The weather made it worse. It was a summer afternoon but so stormy and dark that the street lamps were on, and so were the lights in the train. I moved south again on the coastal line toward Hartlepool. Even the sea was grim here — not rough, but motionless and oily, a sort of offshore soup made of sewage and poison. We passed the coal-mining town of Seaham, with its pits next to the sea and the shafts going under the sea floor. The house roofs were like flights of steps on the sloping coast and the slag heaps had rivulets scored into them from the drizzling rain. It was a completely man-made landscape, a deliberate monstrosity of defilement. It was as different and strange as a coastal town could possibly be, with the sooty symmetry of a colliery grafted on to the shore. I had never seen anything like it in my life, and oddest of all were the people — small children laughing in a barren playground, and families picnicking on the foul-looking shore, and a glimpse between the crusted roofs of men playing cricket in spotless white flannels.

I wondered in Hartlepool how people could stand to live in such a place. Mine was not the breezy condescension of a traveler but a sense of puzzlement at the state of decay. For most people there was no choice, but I also guessed that what made it bearable was the English people's habit of living indoors most of the time. They loved squashy sofas and warm rooms and the prospect of tea. What difference did it make that the town's graveyard was squeezed between the cement works and the metal-box factory, and that the steelworks that had disfigured half the town were now shut, and the rest of the place was just cranes and pipelines and Chinese allotments? Everyone agreed that it looked like a dog's dinner.

"You've got soup kitchens in the States," a man named Witton said to me. This was in Hartlepool. Witton was a self-employed decorator.
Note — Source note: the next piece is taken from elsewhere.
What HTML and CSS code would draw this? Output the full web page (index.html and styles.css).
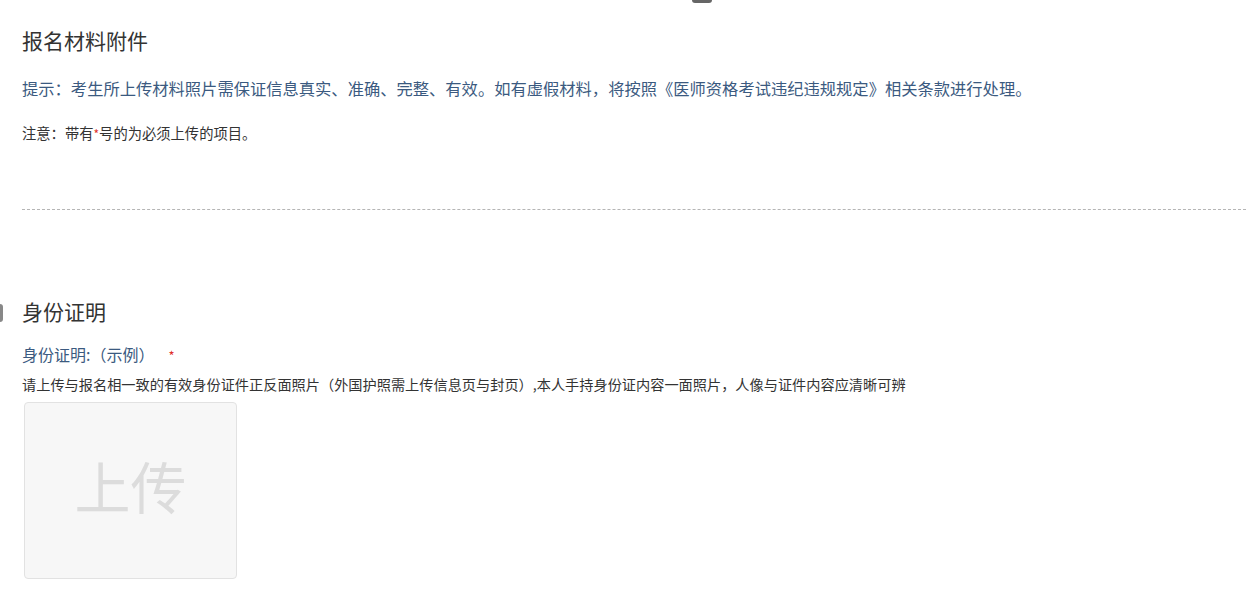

He hadn't worked since Easter. "It's much worse in the States. I saw a program about it on the telly."

But Richard Jellyman, a traveler for Morgan Crucibles, told me that when he came up north he always made a list of people to see. Inevitably, half of them would have gone into liquidation between his trips. Recently he had made a list of nine places to go in Leeds — prospective clients or people he had done business with in the past. He found, on arriving in Leeds that week, that eight of them had gone bankrupt.

I came to Stockton. The railway station was very grand; this was understandable: the first public railway in the world steamed down this line in 1825. But Stockton seemed just as terrible as every other town I had seen in this area. At Middlesbrough I was told that if I was smart, I would look at the auctions in the newspaper. Each time a company went bankrupt, it auctioned everything — machinery, chairs, lights, desks, everything. I could get them at a good price and sell them in London. Out of curiosity I checked the newspaper and found it to be full of bankruptcy auctions.

"It's the blacks, see," a respectable-looking man named Strawby told me. "We whites are the original inhabitants of this country, but they make all the laws in favor of the blacks. That's why it's all gone bad."

Mr. Strawby saw me making notes. He was not alarmed. He gave me a little lecture on racial characteristics and offered me tea.

"You can get a soobstantial tea here," Mr. Strawby said at a Middlesbrough cafe, and handed me the tattered menu.

Chip-butty: a bread sandwich filled with fried potatoes. Pease pudding: green oatmeal. Black pudding: dark knotted entrails fat with pig's blood. Faggots: hard shriveled sausages that looked like mummified slugs.

I said I wasn't hungry.

This made Mr. Strawby smile. "Soom people don't know what's good for them."